A prominent Uighur musician who was rumored to have disappeared into a re-education camp in China’s northwest Xinjiang Autonomous Region is to perform in Shanghai next month, the event organizer said on Monday.
Singer-songwriter Sanubar Tursun would perform at an award ceremony organized by the Shanghai Conservatory of Music on Monday, the conservatory’s head of propaganda, who only shared her surname, Chen, told reporters.
Tursun’s public appearance would come almost one year after her rumored detention in Xinjiang, where an estimated 1 million Uighurs and other mostly Muslim ethnic minorities have been held in internment camps.
After initially denying their existence, Beijing now defends Xinjiang’s camps as “vocational education centers” that are necessary to counter religious extremism and terrorism.
Tursun is “not only a household name locally, but also the most famous Uighur female musician in the world,” the conservatory wrote on WeChat on Sunday.
“In these past years, she has been active in the international music scene,” it added, citing concerts in Turkey, the UK, France and Canada.

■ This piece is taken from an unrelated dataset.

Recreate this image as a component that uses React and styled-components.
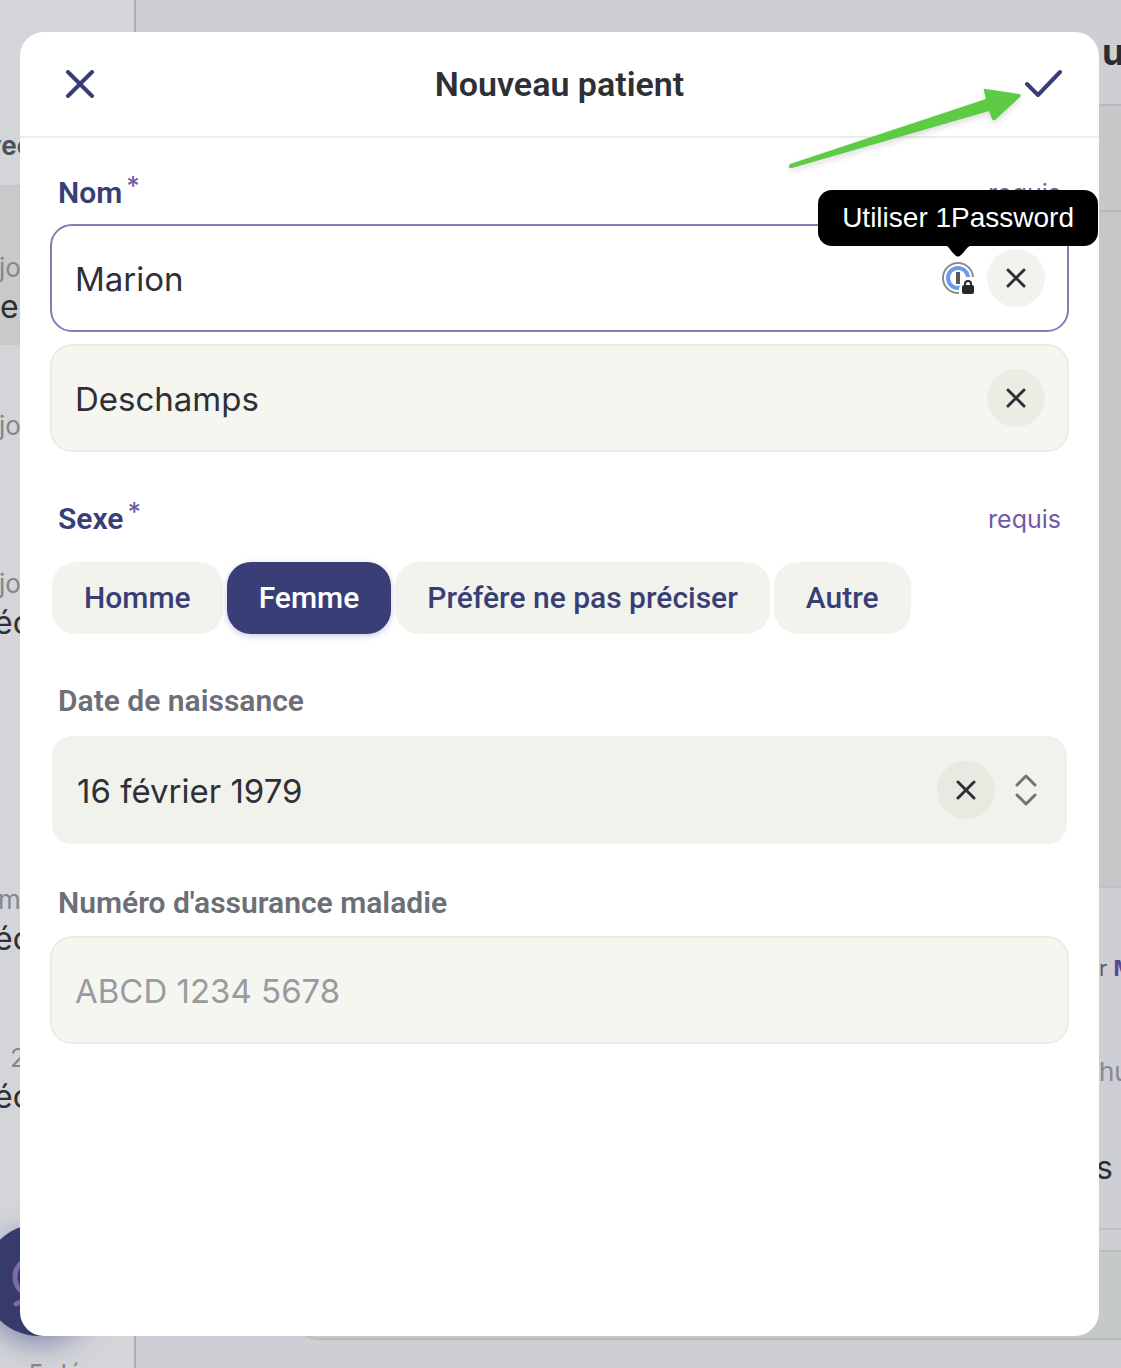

In December last year, news of Tursun’s disappearance circulated online, joining that of other Uighur cultural icons, such as comedian Adil Mijit.
According to his son-in-law, Mijit has been incommunicado since November last year.
“I think it would be premature to see [a Shanghai appearance] as a sign that the situation for the majority of Uighurs is actually improving,” said Rachel Harris, a long-time friend of Tursun.
Other high-profile musicians, such as Abdurehim Heyit, have been “allowed out and then placed in the position of mouthing the [Chinese Communist] Party line,” she said, referring to a video of Heyit performing for a Turkish delegation published earlier this year.
Agence France-Presse could not independently verify the authenticity of the video.